**** SUPPLIED DATA ****

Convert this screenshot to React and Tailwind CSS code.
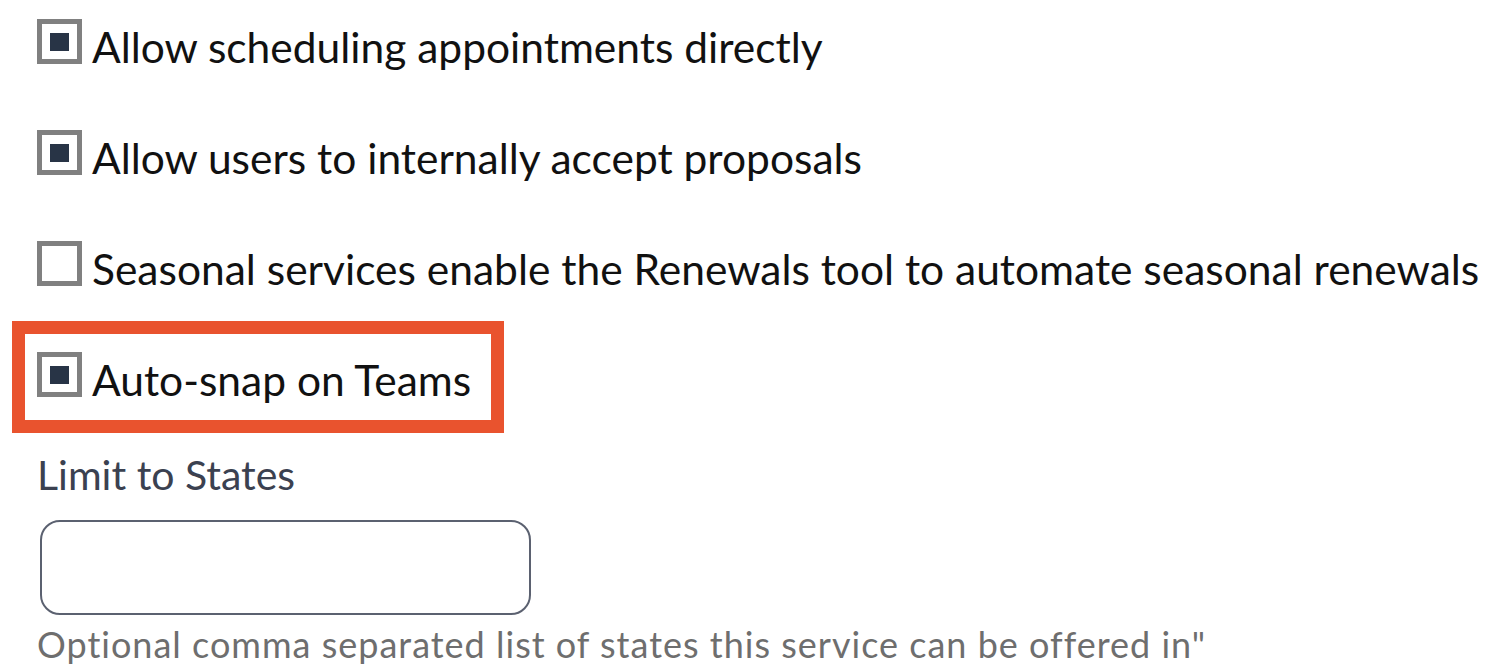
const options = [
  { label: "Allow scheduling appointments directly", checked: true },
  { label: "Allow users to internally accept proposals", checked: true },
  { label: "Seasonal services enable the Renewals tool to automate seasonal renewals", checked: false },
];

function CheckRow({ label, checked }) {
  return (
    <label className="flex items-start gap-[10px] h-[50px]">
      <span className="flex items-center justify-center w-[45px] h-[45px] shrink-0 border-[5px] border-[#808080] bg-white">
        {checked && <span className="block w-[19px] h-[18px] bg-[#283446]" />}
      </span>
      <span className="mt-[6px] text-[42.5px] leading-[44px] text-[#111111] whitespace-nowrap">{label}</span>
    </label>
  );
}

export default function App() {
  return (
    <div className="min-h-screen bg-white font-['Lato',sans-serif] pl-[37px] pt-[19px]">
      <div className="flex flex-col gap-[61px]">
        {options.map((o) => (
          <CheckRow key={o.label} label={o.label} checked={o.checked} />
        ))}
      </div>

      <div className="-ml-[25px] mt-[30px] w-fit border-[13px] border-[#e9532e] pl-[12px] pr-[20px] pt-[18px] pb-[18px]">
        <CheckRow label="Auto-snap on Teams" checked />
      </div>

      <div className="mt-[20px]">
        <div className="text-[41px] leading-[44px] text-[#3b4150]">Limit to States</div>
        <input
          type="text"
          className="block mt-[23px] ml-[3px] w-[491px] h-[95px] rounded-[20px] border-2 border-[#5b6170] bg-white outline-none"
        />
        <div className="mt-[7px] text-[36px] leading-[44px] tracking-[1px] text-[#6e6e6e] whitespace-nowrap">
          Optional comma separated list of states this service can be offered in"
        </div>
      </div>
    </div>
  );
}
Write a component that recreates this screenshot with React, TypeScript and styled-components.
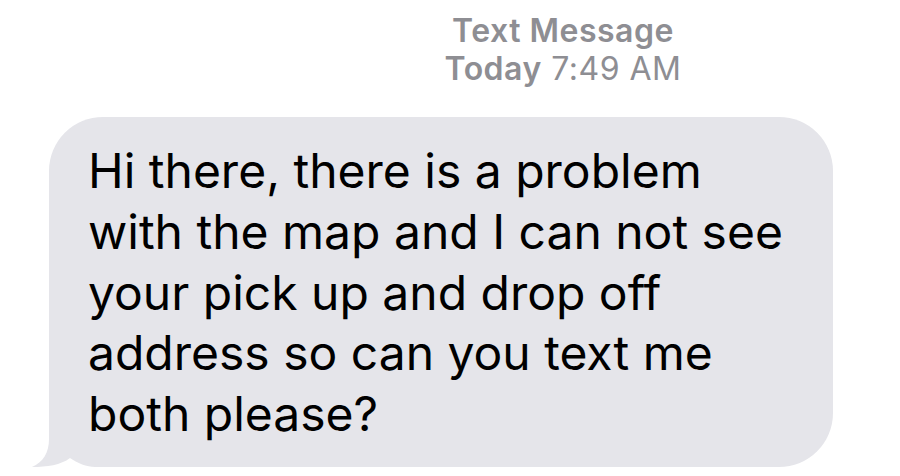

****

What is the number of lines in these records that contain "React"? Reply with the number only.

FULL SOLUTION: 2